Records with interface code:

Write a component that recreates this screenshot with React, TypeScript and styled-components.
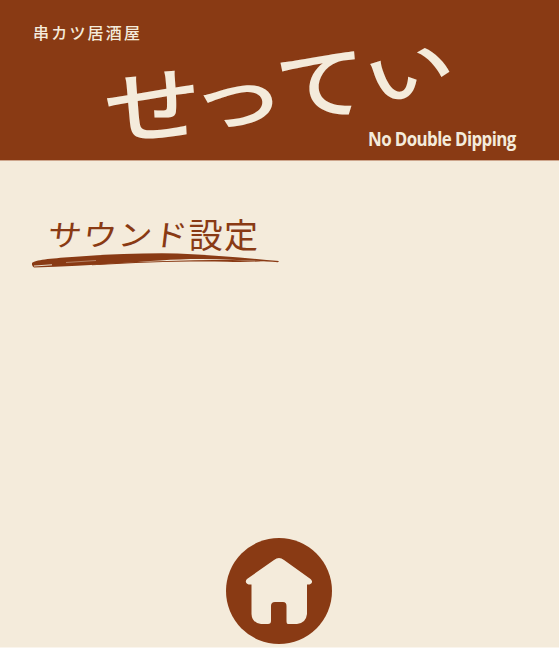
import React from "react";
import styled, { createGlobalStyle } from "styled-components";

const BROWN = "#893a14";
const CREAM = "#f4ebdb";

const GlobalStyle = createGlobalStyle`
  * { box-sizing: border-box; }
  body { margin: 0; background: ${CREAM}; }
`;

const Page = styled.div`
  display: flex;
  flex-direction: column;
  height: 648px;
  overflow: hidden;
  background: ${CREAM};
  border-bottom: 1px solid #faf5ed;
  color: ${BROWN};
  font-family: "Noto Sans CJK JP", sans-serif;
`;

const Header = styled.header`
  display: flex;
  flex-direction: column;
  height: 161px;
  flex: none;
  padding-top: 23px;
  background: ${BROWN};
  background-clip: padding-box;
  border-bottom: 1px solid #cda58c;
  color: ${CREAM};
`;

const ShopName = styled.div`
  height: 20px;
  padding-left: 33px;
  font-size: 16px;
  line-height: 19px;
  font-weight: 500;
  letter-spacing: 2.2px;
`;

const Title = styled.h1`
  display: flex;
  height: 86px;
  margin: 0;
  padding-left: 107px;
  font-size: 88px;
  line-height: 86px;
  font-weight: 500;
`;

const Glyph = styled.span<{ $w: number; $x: number; $y: number; $sx: number; $sy: number; $tilt?: number }>`
  flex: none;
  width: ${(p) => p.$w}px;
  display: flex;
  justify-content: center;
  transform: translate(${(p) => p.$x}px, ${(p) => p.$y}px) rotate(${(p) => p.$tilt ?? 0}deg)
    scale(${(p) => p.$sx}, ${(p) => p.$sy});
`;

const Tagline = styled.div`
  align-self: flex-end;
  width: 191px;
  height: 22px;
  font-family: "Open Sans", sans-serif;
  font-size: 20px;
  line-height: 20px;
  font-weight: 700;
  letter-spacing: -0.7px;
  white-space: nowrap;
  transform: scaleX(0.845);
  transform-origin: 0 50%;
`;

const Main = styled.main`
  flex: 1;
  padding: 55px 0 0 32px;
`;

const Heading = styled.h2`
  margin: 0;
  height: 38px;
  padding-left: 16px;
  font-size: 34px;
  line-height: 36px;
  font-weight: 400;
  letter-spacing: 1.2px;
  white-space: nowrap;
`;

const Kana = styled.span`
  display: inline-block;
  transform: scaleY(0.88) skewX(-6deg);
`;

const Brush = styled.svg`
  display: block;
  width: 247px;
  height: 16px;
  margin-top: -1px;
`;

const Footer = styled.footer`
  display: flex;
  justify-content: center;
  height: 109px;
  padding-right: 2px;
`;

const HomeButton = styled.button`
  width: 106px;
  height: 106px;
  padding: 0;
  border: 0;
  border-radius: 50%;
  background: ${BROWN};
`;

const HomeIcon = styled.svg`
  display: block;
  width: 106px;
  height: 106px;
  fill: ${CREAM};
`;

const glyphs = [
  { char: "せ", w: 89, x: 1, y: 15, sx: 1.12, sy: 0.93, tilt: -5 },
  { char: "っ", w: 84, x: -1, y: 6, sx: 1.1, sy: 0.85, tilt: -3 },
  { char: "て", w: 78, x: 2, y: -7, sx: 1.05, sy: 0.92, tilt: -5 },
  { char: "い", w: 96, x: 2, y: -17, sx: 1.02, sy: 0.68, tilt: -18 },
];

export default function App() {
  return (
    <Page>
      <GlobalStyle />
      <Header>
        <ShopName>串カツ居酒屋</ShopName>
        <Title>
          {glyphs.map((g) => (
            <Glyph key={g.char} $w={g.w} $x={g.x} $y={g.y} $sx={g.sx} $sy={g.sy} $tilt={g.tilt}>
              {g.char}
            </Glyph>
          ))}
        </Title>
        <Tagline>No Double Dipping</Tagline>
      </Header>
      <Main>
        <Heading>
          <Kana>サウンド</Kana>設定
        </Heading>
        <Brush viewBox="0 0 247 16" aria-hidden="true">
          <path
            fill={BROWN}
            d="M0 10 C3 7 18 5.500 40 4 C70 1.500 100 0.300 130 0.300 C175 1 212 5 247 8 L246 9.200 C225 7.500 200 6.500 170 6 C140 6 115 8.500 90 10 C60 12.500 30 13.500 2 14.500 Q-0.500 13 0 10 Z"
          />
          <path fill="none" stroke={CREAM} strokeWidth="0.9" d="M2 13 L20 11.800" />
          <path fill="none" stroke={CREAM} strokeWidth="0.4" d="M34 9.500 L64 7.500" />
          <path fill={BROWN} d="M60 11.500 C100 8.500 150 7 200 7 L232 8 Q215 9.500 195 8.800 C150 8 110 9.500 60 12.300 Z" />
        </Brush>
      </Main>
      <Footer>
        <HomeButton aria-label="Home">
          <HomeIcon viewBox="0 0 106 106">
            <path d="M48 22 Q53 18 58 22 L84.500 41 C88 44 85 47 81 46.500 V76 Q80 85 71 86 H62 Q60.500 86 60.500 83 V68 Q60.500 64 57 64 H49 Q45 64 45 68 V83 Q45 86 42 86 H35 Q26 85 25.500 76 V46.500 C21 47 18 44 21 41 Z" />
          </HomeIcon>
        </HomeButton>
      </Footer>
    </Page>
  );
}
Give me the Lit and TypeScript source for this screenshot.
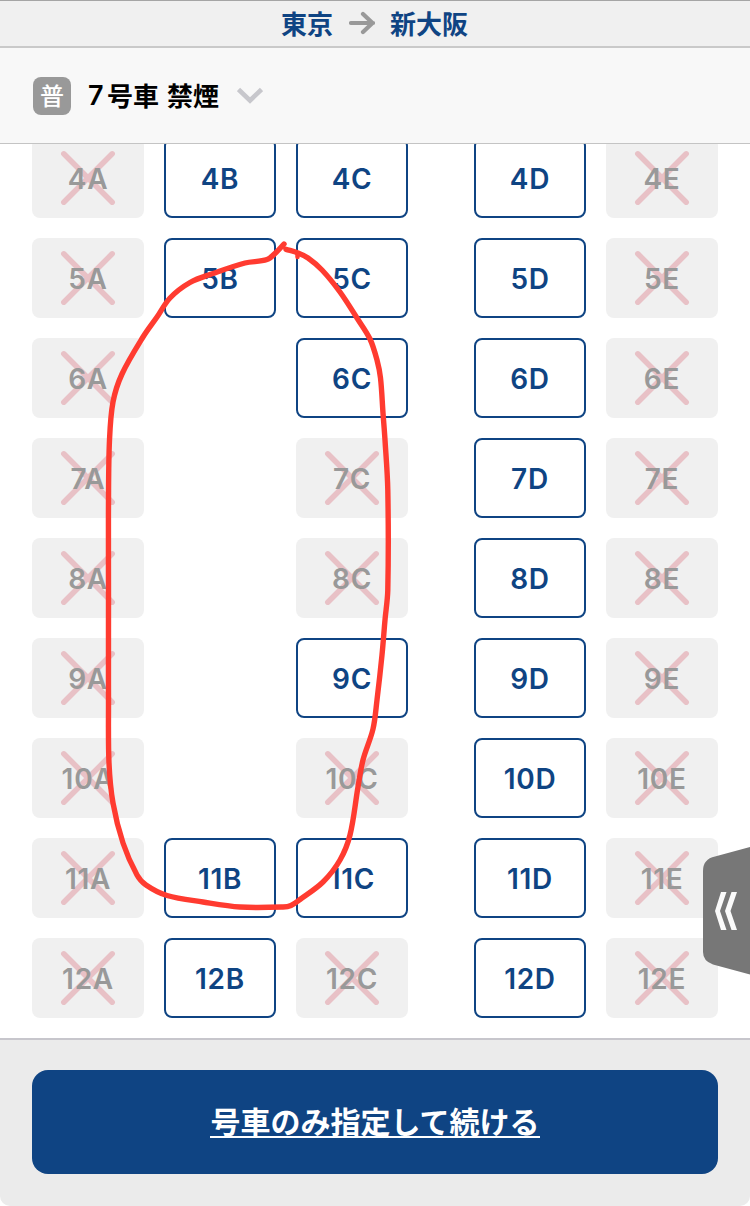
import { LitElement, html, svg, css } from "lit";
import { customElement, property } from "lit/decorators.js";

type Seat = "x" | "o" | "-";

const COLUMNS = ["A", "B", "C", "D", "E"];
const ROWS: [number, string][] = [
  [4, "xooox"],
  [5, "xooox"],
  [6, "x-oox"],
  [7, "x-xox"],
  [8, "x-xox"],
  [9, "x-oox"],
  [10, "x-xox"],
  [11, "xooox"],
  [12, "xoxox"],
];

const STROKE: [number, number][] = [
  [284, 244], [277, 251.5], [267, 259.5], [245, 263], [213, 273.5], [190, 282.5], [170, 298], [157, 317],
  [143, 337], [122, 374], [113, 402], [109.5, 440], [108.5, 500], [108.5, 600], [108.5, 700],
  [109, 763], [113, 803], [123, 843], [137, 875], [146, 885], [167, 895.5], [203, 902],
  [240, 907], [283, 907], [291, 905.5], [300, 899.5], [323, 882], [340, 860], [350, 835],
  [358, 787], [363, 760], [373, 729], [377, 700], [382, 655], [385, 620], [387.8, 590],
  [387.8, 490], [385, 440], [383, 413], [380.5, 378], [377, 360], [370, 339], [357, 318],
  [340, 292], [322, 270], [308, 258], [298, 253], [286, 249.3],
];

/* Catmull-Rom spline through the drawn points, emitted as cubic segments. */
function smooth(p: [number, number][]): string {
  let d = `M${p[0][0]} ${p[0][1]}`;
  for (let i = 0; i < p.length - 1; i++) {
    const a = p[Math.max(i - 1, 0)];
    const b = p[i];
    const c = p[i + 1];
    const e = p[Math.min(i + 2, p.length - 1)];
    const len = Math.hypot(c[0] - b[0], c[1] - b[1]);
    const tb = Math.hypot(c[0] - a[0], c[1] - a[1]) || 1;
    const tc = Math.hypot(e[0] - b[0], e[1] - b[1]) || 1;
    const k = len / 3;
    d += `C${b[0] + ((c[0] - a[0]) / tb) * k} ${b[1] + ((c[1] - a[1]) / tb) * k} ${
      c[0] - ((e[0] - b[0]) / tc) * k} ${c[1] - ((e[1] - b[1]) / tc) * k} ${c[0]} ${c[1]}`;
  }
  return d;
}

@customElement("seat-cell")
export class SeatCell extends LitElement {
  @property() label = "";
  @property() state: Seat = "o";

  static styles = css`
    :host { display: block; width: 112px; height: 80px; }
    .seat {
      box-sizing: border-box; width: 112px; height: 80px; border-radius: 8px;
      display: grid; place-items: center;
      font: 600 28px/34px Inter, "Liberation Sans", sans-serif; letter-spacing: 0.7px;
    }
    .open { border: 2px solid #0f4483; color: #0f4483; background: #fff; }
    .taken { background: #f0f0f0; color: #999; }
    .mark, .text { grid-area: 1 / 1; }
    .text { padding-top: 2px; }
    .mark { display: block; width: 112px; height: 80px; }
  `;

  render() {
    if (this.state === "-") return html``;
    if (this.state === "o") {
      return html`<div class="seat open"><span class="text">${this.label}</span></div>`;
    }
    return html`<div class="seat taken">
      <svg class="mark" viewBox="0 0 112 80">
        <path d="M31.800 15.800 80.200 64.200M80.200 15.800 31.800 64.200" fill="none" stroke="#e8c1c6" stroke-width="5.500" stroke-linecap="round" />
      </svg>
      <span class="text">${this.label}</span>
    </div>`;
  }
}

@customElement("app-root")
export class AppRoot extends LitElement {
  static styles = css`
    :host {
      display: flex; flex-direction: column; position: relative;
      width: 750px; height: 1206px; overflow: hidden; background: #fff;
      font-family: Inter, "Noto Sans CJK JP", sans-serif;
    }
    .route {
      box-sizing: border-box; height: 48px; flex: none; padding: 0 1px 2px 0;
      border-top: 1px solid #a5a5a5; border-bottom: 2px solid #c9c9c9;
      background: #f0f0f0; color: #0f4483;
      display: flex; justify-content: center; align-items: center; gap: 15.5px;
      font: 700 26px/38px "Noto Sans CJK JP", sans-serif;
    }
    .arrow { width: 26px; height: 24px; display: block; }
    .car {
      box-sizing: border-box; height: 96px; flex: none; padding-left: 33px;
      border-bottom: 1px solid #c4c4c4; background: #f8f8f8; color: #000;
      display: flex; align-items: center;
    }
    .badge {
      width: 38px; height: 38px; border-radius: 8px; background: #999; color: #fff;
      font: 500 24px/36px "Noto Sans CJK JP", sans-serif; text-align: center;
    }
    .name {
      margin-left: 17px; padding-bottom: 2px; display: flex; align-items: center;
      font: 700 26px/38px "Noto Sans CJK JP", sans-serif;
    }
    .num { font: 600 27px/38px Inter, sans-serif; width: 19px; padding-top: 3px; }
    .smoke { margin-left: 8px; }
    .chevron { width: 26px; height: 17px; margin-left: 18px; display: block; }
    .map { height: 894px; flex: none; overflow: hidden; display: flex; flex-direction: column; justify-content: flex-end; }
    .grid {
      display: grid; grid-template-columns: 112px 112px 112px 26px 112px 112px;
      gap: 20px; padding: 0 32px 20px;
    }
    .right { grid-column: 5; }
    .footer {
      box-sizing: border-box; flex: 1; border-top: 2px solid #c7c6cc;
      background: #ebebeb; padding: 30px 32px 32px; border-radius: 0 0 10px 10px;
    }
    .button {
      box-sizing: border-box; width: 100%; height: 104px; border: 0; border-radius: 16px;
      display: flex; align-items: center; justify-content: center; padding: 0;
      background: #0f4483; color: #fff;
      font: 700 30px/44px "Noto Sans CJK JP", sans-serif;
    }
    .link { border-bottom: 2px solid #fff; line-height: 28px; height: 30px; }
    .drawer { position: absolute; right: 0; top: 846px; width: 47px; height: 130px; display: block; }
    .scribble { position: absolute; left: 0; top: 0; width: 750px; height: 1206px; pointer-events: none; }
  `;

  render() {
    return html`
      <header class="route">
        <span>東京</span>
        <svg class="arrow" viewBox="0 0 26 24">
          <path d="M2 12H24M14 3 23.500 12 14 21" fill="none" stroke="#999" stroke-width="4.200" stroke-linecap="round" stroke-linejoin="round" />
        </svg>
        <span>新大阪</span>
      </header>
      <section class="car">
        <span class="badge">普</span>
        <span class="name"><span class="num">7</span><span>号車</span><span class="smoke">禁煙</span></span>
        <svg class="chevron" viewBox="0 0 26 17">
          <path d="M1.500 2.500 13 13.500 24.500 2.500" fill="none" stroke="#c7c7cc" stroke-width="4.600" />
        </svg>
      </section>
      <main class="map">
        <div class="grid">
          ${ROWS.map(([n, seats]) =>
            COLUMNS.map((c, i) => html`<seat-cell class=${c === "D" ? "right" : ""} .label=${n + c} .state=${seats[i] as Seat}></seat-cell>`)
          )}
        </div>
      </main>
      <footer class="footer">
        <button class="button"><span class="link">号車のみ指定して続ける</span></button>
      </footer>
      <svg class="drawer" viewBox="0 0 47 130">
        <path d="M47 1 12 10.5Q0 13 0 25V106Q0 115 10 118.5L47 128.500Z" fill="#777" />
        <path d="M18 46H23.5L17 65 23.5 84H18L12 65ZM28.500 46H34L27.500 65 34 84H28.500L22 65Z" fill="#fafafa" />
      </svg>
      <svg class="scribble" viewBox="0 0 750 1206">
        ${svg`<path d=${smooth(STROKE)} fill="none" stroke="#ff3b30" stroke-width="5.4" stroke-linecap="round" stroke-linejoin="round" />`}
        <path d="M297.500 254V257" stroke="#ff3b30" stroke-width="4.500" stroke-linecap="round" />
      </svg>
    `;
  }
}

**Directions for this task**: Identify and extract each line of the listing that contains "TypeScript".

**Task output**:
Write a component that recreates this screenshot with React, TypeScript and styled-components.
Give me the Lit and TypeScript source for this screenshot.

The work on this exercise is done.